No, please. Don’t try to help me out. I’ve done this for years, and my skills require concentration.

I see a man. He’s around 25 or 35. He’s tallish. His hair is brown. On his left wrist is a watch—this is important—it’s a digital watch, not analog. Make sure you write that down.

There’s a magazine. It’s on a chair—no, a bench. It’s a bench seat…on a bus. The magazine is on a bus seat. Someone left it there. Someone who was riding the bus that morning. They may have been riding the bus to work, or to the drugstore.

The man with the brown hair picks up the magazine. Let’s pause here. Do you see that what this means is that the brown-haired man was on the bus? You do? Okay. Just checking. We need to be on the same page here.

The floor of the bus is dirty, but not dirtier than bus floors normally are. Could you note that? That they're not unusually dirty? Thanks. The bus seats are vinyl, with vinyl piping. Some of them have gum under them. Don’t ask me which ones. There is a lot of gum, and I will get squeamish and lose my concentration if you ask me to pinpoint which seats have the most gum stuck to them.

Is it really that important? Okay, well, the ones just before and just after the side door, the fourth one back on the right, the last 3 on the right before the back bench, and the last 2 on the left before the back bench.

You know, I don’t really understand how this is important to your investigation, but let me think...

Well, mostly Bubblicious Gonzo Grape, and Dentyne Ice.
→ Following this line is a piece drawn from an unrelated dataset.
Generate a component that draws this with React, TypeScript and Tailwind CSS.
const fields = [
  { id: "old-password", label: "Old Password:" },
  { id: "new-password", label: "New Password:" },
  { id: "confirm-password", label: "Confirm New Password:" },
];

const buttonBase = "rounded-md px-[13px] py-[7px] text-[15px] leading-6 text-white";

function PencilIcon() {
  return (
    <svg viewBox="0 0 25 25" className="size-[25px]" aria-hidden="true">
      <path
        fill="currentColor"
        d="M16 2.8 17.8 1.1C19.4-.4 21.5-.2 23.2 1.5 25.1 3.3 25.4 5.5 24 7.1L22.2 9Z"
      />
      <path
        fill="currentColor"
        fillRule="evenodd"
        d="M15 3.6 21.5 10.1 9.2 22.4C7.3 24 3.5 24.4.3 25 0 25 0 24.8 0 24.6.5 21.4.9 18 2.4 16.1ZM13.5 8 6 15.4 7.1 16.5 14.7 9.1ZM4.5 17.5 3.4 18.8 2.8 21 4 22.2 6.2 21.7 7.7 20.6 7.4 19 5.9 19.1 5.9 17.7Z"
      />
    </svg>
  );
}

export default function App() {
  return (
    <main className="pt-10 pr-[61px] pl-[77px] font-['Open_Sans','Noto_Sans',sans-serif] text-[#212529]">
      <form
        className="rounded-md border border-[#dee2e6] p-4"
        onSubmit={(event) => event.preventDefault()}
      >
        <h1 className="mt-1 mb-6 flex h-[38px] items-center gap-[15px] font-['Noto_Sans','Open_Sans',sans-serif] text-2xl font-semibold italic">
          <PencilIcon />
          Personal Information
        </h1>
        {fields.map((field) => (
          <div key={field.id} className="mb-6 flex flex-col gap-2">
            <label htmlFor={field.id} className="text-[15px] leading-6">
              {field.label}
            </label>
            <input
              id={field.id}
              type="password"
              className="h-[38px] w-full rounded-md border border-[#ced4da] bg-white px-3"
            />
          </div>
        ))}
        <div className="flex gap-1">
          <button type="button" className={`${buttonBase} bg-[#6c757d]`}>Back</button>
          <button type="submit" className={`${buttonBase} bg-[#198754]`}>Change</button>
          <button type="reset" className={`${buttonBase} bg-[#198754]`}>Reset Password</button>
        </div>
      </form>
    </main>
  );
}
Wait! I think you may have something there after all. There is gum stuck between two pages of the magazine. And it’s not a magazine. It’s a Little Nickel flyer. The gum is stuck between an ad for self-cleaning gutters and an estate sale annoucement. The estate sale lists furniture, sporting equipment, and a waterbed. There are baby items, a burl coffee table, and a non-operating hot tub, which you have to haul away yourself.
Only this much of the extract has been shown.